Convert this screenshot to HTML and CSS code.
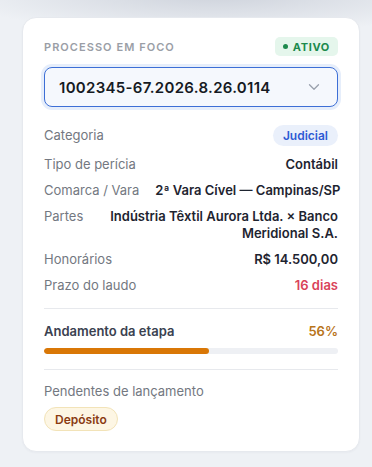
FILE: index.html
```html
<!DOCTYPE html>
<html lang="pt-BR">
<head>
<meta charset="utf-8">
<title>Processo em foco</title>
<link rel="stylesheet" href="styles.css">
</head>
<body>
<div class="page">
  <section class="card">
    <header class="card-head">
      <span class="eyebrow">Processo em foco</span>
      <span class="status"><span class="status-dot"></span>ATIVO</span>
    </header>
    <button class="select" type="button">
      <span class="select-value">1002345-67.2026.8.26.0114</span>
      <svg class="chevron" width="12" height="8" viewBox="0 0 12 8" aria-hidden="true"><path d="M1.5 1.8 6 6.2 10.5 1.8" fill="none" stroke="#9aa1ad" stroke-width="1.3" stroke-linecap="round" stroke-linejoin="round"/></svg>
    </button>
    <dl class="details">
      <div class="row">
        <dt>Categoria</dt>
        <dd><span class="pill pill-blue">Judicial</span></dd>
      </div>
      <div class="row">
        <dt>Tipo de perícia</dt>
        <dd>Contábil</dd>
      </div>
      <div class="row">
        <dt>Comarca / Vara</dt>
        <dd class="single">2ª Vara Cível — Campinas/SP</dd>
      </div>
      <div class="row">
        <dt>Partes</dt>
        <dd>Indústria Têxtil Aurora Ltda. × Banco Meridional S.A.</dd>
      </div>
      <div class="row">
        <dt>Honorários</dt>
        <dd>R$ 14.500,00</dd>
      </div>
      <div class="row">
        <dt>Prazo do laudo</dt>
        <dd class="danger">16 dias</dd>
      </div>
    </dl>
    <div class="progress-block">
      <div class="progress-head">
        <span class="progress-title">Andamento da etapa</span>
        <span class="progress-pct">56%</span>
      </div>
      <div class="track"><div class="fill" style="width:56%"></div></div>
    </div>
    <div class="pending">
      <div class="pending-title">Pendentes de lançamento</div>
      <div class="pending-list"><span class="pill pill-amber">Depósito</span></div>
    </div>
  </section>
</div>
</body>
</html>
```
FILE: styles.css
```css
* { box-sizing: border-box; }
html, body { margin: 0; padding: 0; }
body {
  width: 372px;
  height: 467px;
  overflow: hidden;
  font-family: Inter, "Noto Sans", "Liberation Sans", sans-serif;
  background:
    radial-gradient(ellipse 260px 40px at 215px -6px, rgba(200,205,215,0.85), rgba(200,205,215,0) 100%),
    #eef1f5;
}
.page {
  padding: 17px 12px 0 22px;
}
.card {
  background: #fff;
  border: 1px solid #e6e9ee;
  border-radius: 14px;
  padding: 19px 21px 20px 21px;
  width: 338px;
  box-shadow: 0 1px 2px rgba(20,30,50,0.03);
}
.card-head {
  display: flex;
  justify-content: space-between;
  align-items: center;
  height: 19px;
}
.eyebrow {
  font-size: 11px;
  font-weight: 600;
  letter-spacing: 0.095em;
  text-transform: uppercase;
  color: #9a9ea6;
}
.status {
  display: inline-flex;
  align-items: center;
  gap: 5px;
  height: 19px;
  padding: 0 8px 0 8px;
  border-radius: 5px;
  background: #e5f6ec;
  color: #1d8a4d;
  font-size: 11px;
  font-weight: 700;
  letter-spacing: 0.06em;
}
.status-dot {
  width: 5px;
  height: 5px;
  border-radius: 50%;
  background: #1d8a4d;
}
.select {
  margin-top: 11px;
  width: 100%;
  height: 40px;
  display: flex;
  align-items: center;
  justify-content: space-between;
  padding: 0 17px 0 14px;
  border: 1px solid #3d6fd6;
  border-radius: 8px;
  background: #f5f8fd;
  box-shadow: 0 0 0 3px #e6eefb;
  font: inherit;
  cursor: pointer;
}
.select-value {
  font-size: 15px;
  font-weight: 600;
  color: #151a23;
  letter-spacing: 0.02em;
}
.chevron { display: block; }
.details {
  margin: 18px 0 0 0;
  display: flex;
  flex-direction: column;
  gap: 9px;
}
.row {
  display: flex;
  justify-content: space-between;
  align-items: flex-start;
  gap: 16px;
  font-size: 13px;
  line-height: 17px;
}
.row:first-child { align-items: center; margin-bottom: 1px; }
.row dt {
  flex: none;
  color: #737881;
  white-space: nowrap;
}
.row dd {
  margin: 0;
  min-width: 0;
  text-align: right;
  font-weight: 600;
  color: #1e2430;
}
.row dd.single { white-space: nowrap; }
.row dd.danger { color: #d9435a; }
.pill {
  display: inline-flex;
  align-items: center;
  border-radius: 999px;
  font-weight: 600;
}
.pill-blue {
  height: 21px;
  padding: 0 10px;
  background: #eaf0fb;
  color: #2d5ad4;
  font-size: 12px;
}
.progress-block {
  margin-top: 14px;
  border-top: 1px solid #e7e9ed;
  padding-top: 14px;
  padding-bottom: 15px;
  border-bottom: 1px solid #e7e9ed;
}
.progress-head {
  display: flex;
  justify-content: space-between;
  font-size: 13px;
  line-height: 17px;
  font-weight: 600;
}
.progress-title { color: #3a4150; }
.progress-pct { color: #b8741a; }
.track {
  margin-top: 8px;
  height: 6px;
  border-radius: 3px;
  background: #eef0f4;
  overflow: hidden;
}
.fill {
  height: 100%;
  border-radius: 3px;
  background: #d97706;
}
.pending {
  padding-top: 13px;
}
.pending-title {
  font-size: 13px;
  line-height: 17px;
  color: #737881;
}
.pending-list {
  margin-top: 7px;
  display: flex;
  gap: 6px;
}
.pill-amber {
  height: 24px;
  padding: 0 10px;
  background: #fdf6e4;
  border: 1px solid #f2e3b8;
  color: #8a3b12;
  font-size: 12px;
}
```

::::

§ **Aim of the exercise**
Reproduce the full listing above verbatim, with no pictures included.

§ **Output below**
Convert this screenshot to HTML and CSS code.
FILE: index.html
```html
<!DOCTYPE html>
<html lang="pt-BR">
<head>
<meta charset="utf-8">
<title>Processo em foco</title>
<link rel="stylesheet" href="styles.css">
</head>
<body>
<div class="page">
  <section class="card">
    <header class="card-head">
      <span class="eyebrow">Processo em foco</span>
      <span class="status"><span class="status-dot"></span>ATIVO</span>
    </header>
    <button class="select" type="button">
      <span class="select-value">1002345-67.2026.8.26.0114</span>
      <svg class="chevron" width="12" height="8" viewBox="0 0 12 8" aria-hidden="true"><path d="M1.5 1.8 6 6.2 10.5 1.8" fill="none" stroke="#9aa1ad" stroke-width="1.3" stroke-linecap="round" stroke-linejoin="round"/></svg>
    </button>
    <dl class="details">
      <div class="row">
        <dt>Categoria</dt>
        <dd><span class="pill pill-blue">Judicial</span></dd>
      </div>
      <div class="row">
        <dt>Tipo de perícia</dt>
        <dd>Contábil</dd>
      </div>
      <div class="row">
        <dt>Comarca / Vara</dt>
        <dd class="single">2ª Vara Cível — Campinas/SP</dd>
      </div>
      <div class="row">
        <dt>Partes</dt>
        <dd>Indústria Têxtil Aurora Ltda. × Banco Meridional S.A.</dd>
      </div>
      <div class="row">
        <dt>Honorários</dt>
        <dd>R$ 14.500,00</dd>
      </div>
      <div class="row">
        <dt>Prazo do laudo</dt>
        <dd class="danger">16 dias</dd>
      </div>
    </dl>
    <div class="progress-block">
      <div class="progress-head">
        <span class="progress-title">Andamento da etapa</span>
        <span class="progress-pct">56%</span>
      </div>
      <div class="track"><div class="fill" style="width:56%"></div></div>
    </div>
    <div class="pending">
      <div class="pending-title">Pendentes de lançamento</div>
      <div class="pending-list"><span class="pill pill-amber">Depósito</span></div>
    </div>
  </section>
</div>
</body>
</html>
```
FILE: styles.css
```css
* { box-sizing: border-box; }
html, body { margin: 0; padding: 0; }
body {
  width: 372px;
  height: 467px;
  overflow: hidden;
  font-family: Inter, "Noto Sans", "Liberation Sans", sans-serif;
  background:
    radial-gradient(ellipse 260px 40px at 215px -6px, rgba(200,205,215,0.85), rgba(200,205,215,0) 100%),
    #eef1f5;
}
.page {
  padding: 17px 12px 0 22px;
}
.card {
  background: #fff;
  border: 1px solid #e6e9ee;
  border-radius: 14px;
  padding: 19px 21px 20px 21px;
  width: 338px;
  box-shadow: 0 1px 2px rgba(20,30,50,0.03);
}
.card-head {
  display: flex;
  justify-content: space-between;
  align-items: center;
  height: 19px;
}
.eyebrow {
  font-size: 11px;
  font-weight: 600;
  letter-spacing: 0.095em;
  text-transform: uppercase;
  color: #9a9ea6;
}
.status {
  display: inline-flex;
  align-items: center;
  gap: 5px;
  height: 19px;
  padding: 0 8px 0 8px;
  border-radius: 5px;
  background: #e5f6ec;
  color: #1d8a4d;
  font-size: 11px;
  font-weight: 700;
  letter-spacing: 0.06em;
}
.status-dot {
  width: 5px;
  height: 5px;
  border-radius: 50%;
  background: #1d8a4d;
}
.select {
  margin-top: 11px;
  width: 100%;
  height: 40px;
  display: flex;
  align-items: center;
  justify-content: space-between;
  padding: 0 17px 0 14px;
  border: 1px solid #3d6fd6;
  border-radius: 8px;
  background: #f5f8fd;
  box-shadow: 0 0 0 3px #e6eefb;
  font: inherit;
  cursor: pointer;
}
.select-value {
  font-size: 15px;
  font-weight: 600;
  color: #151a23;
  letter-spacing: 0.02em;
}
.chevron { display: block; }
.details {
  margin: 18px 0 0 0;
  display: flex;
  flex-direction: column;
  gap: 9px;
}
.row {
  display: flex;
  justify-content: space-between;
  align-items: flex-start;
  gap: 16px;
  font-size: 13px;
  line-height: 17px;
}
.row:first-child { align-items: center; margin-bottom: 1px; }
.row dt {
  flex: none;
  color: #737881;
  white-space: nowrap;
}
.row dd {
  margin: 0;
  min-width: 0;
  text-align: right;
  font-weight: 600;
  color: #1e2430;
}
.row dd.single { white-space: nowrap; }
.row dd.danger { color: #d9435a; }
.pill {
  display: inline-flex;
  align-items: center;
  border-radius: 999px;
  font-weight: 600;
}
.pill-blue {
  height: 21px;
  padding: 0 10px;
  background: #eaf0fb;
  color: #2d5ad4;
  font-size: 12px;
}
.progress-block {
  margin-top: 14px;
  border-top: 1px solid #e7e9ed;
  padding-top: 14px;
  padding-bottom: 15px;
  border-bottom: 1px solid #e7e9ed;
}
.progress-head {
  display: flex;
  justify-content: space-between;
  font-size: 13px;
  line-height: 17px;
  font-weight: 600;
}
.progress-title { color: #3a4150; }
.progress-pct { color: #b8741a; }
.track {
  margin-top: 8px;
  height: 6px;
  border-radius: 3px;
  background: #eef0f4;
  overflow: hidden;
}
.fill {
  height: 100%;
  border-radius: 3px;
  background: #d97706;
}
.pending {
  padding-top: 13px;
}
.pending-title {
  font-size: 13px;
  line-height: 17px;
  color: #737881;
}
.pending-list {
  margin-top: 7px;
  display: flex;
  gap: 6px;
}
.pill-amber {
  height: 24px;
  padding: 0 10px;
  background: #fdf6e4;
  border: 1px solid #f2e3b8;
  color: #8a3b12;
  font-size: 12px;
}
```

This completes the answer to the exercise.